Friday, August 28, 2009

Deadlifts

My love affair with the weight room has compelled me to try interesting things. Quick update on my primary focus now... after several years of what I call "heavy addiction", that is, lifting heavier weight with lower reps and daily eating my body weight in chicken, I am endeavoring to lean out a bit. I have no doubt I can do it, but it involves checking myself into Heavy-holics Anonymous, heretofore known as H.A.

Clever, eh?

It was getting kind of silly. My weightlifting routines were getting up to two hours a pop, and that was before I did any cardio. After two hours, I'm usually skipping the cardio. Heck, I'm skipping the postworkout shower.
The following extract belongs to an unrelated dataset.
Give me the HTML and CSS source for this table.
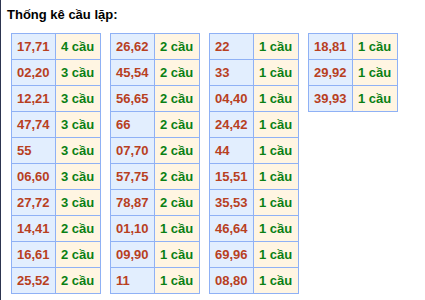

I would rest about four minutes in between reps and do 12-18 sets per muscle group, and train two muscle groups per session.

Now, I go to HA, and pair chest with biceps, back with triceps, shoulders and traps with core, and legs with lower back... four sessions a week. I'm usually doing a "superset" format where I'll have a chest and biceps exercise, for example, paired up and I go back and forth with hardly any rest. While my chest is resting, I'm lifting the other muscle group. I'm sweating like crazy after the first couple exercises. I'm still lifting heavy by most standards, but less than usual. And grabbing for a lighter weight, even when I'm gassed, is a blow to my musclehead ego. Once I finish the pair, I'll do some abs or core work, or drink a pool-load of water, and then move onto the next superset pair. I'm finishing my lifts in about an hour and fifteen minutes, then onto the dreaded CARDIO!! Oh, the treadmill, the bane of my existence at HA...

Okay, that's me now. But my latest masochistic obsession is called the deadlift. Just think about the two words that make up this exercise's name...

Dead.

Lift.

Sounds like a party, right? No. Most people rightly would rather try to sneak a chocolate pie past a hungry grizzly and an even hungrier Rush Limbaugh.

Basically, you load a bunch of plates onto a barbell on the floor, straighten your legs and back, grab the bar, and try to stand up straight. It hurts like you wouldn't believe once you get the right resistance. My lower back and my hamstrings are wasted for days.

This actually causes a predicament for me. I have to put deadlifts at the end of my leg/lower back workout because if I put them earlier, I can barely move to do anything else. But I'm exhausted by the end of my leg workout already, so I don't have much left in the tank for "deads".

I was lifting the other day, and someone walked by me and said I must be superhuman. As flattering as that sounds, I know the truth: that new students to the school of deadlifting are stupid-human.

Here's why. If the goal of such concentrated weightlifting is to make a particular muscle look good, then why in the world would I do these deadlifts? Nobody wants to look and any guy's lower back, and if anyone is actually staring at my hamstrings, they are getting perilously close to what I call the "forbidden city".

And yet, I can't get over how effective the exercise itself is. It took me years of training my lower back separately before I tried deads, because I've had lower back problems in the past. But whoa!

If doing yoga is like a graceful, fluttering dragonfly to those muscles, then deadlifts are like the monster from freakin' Cloverfield.

I don't know where in the world those analogies come from. Maybe they come from HA.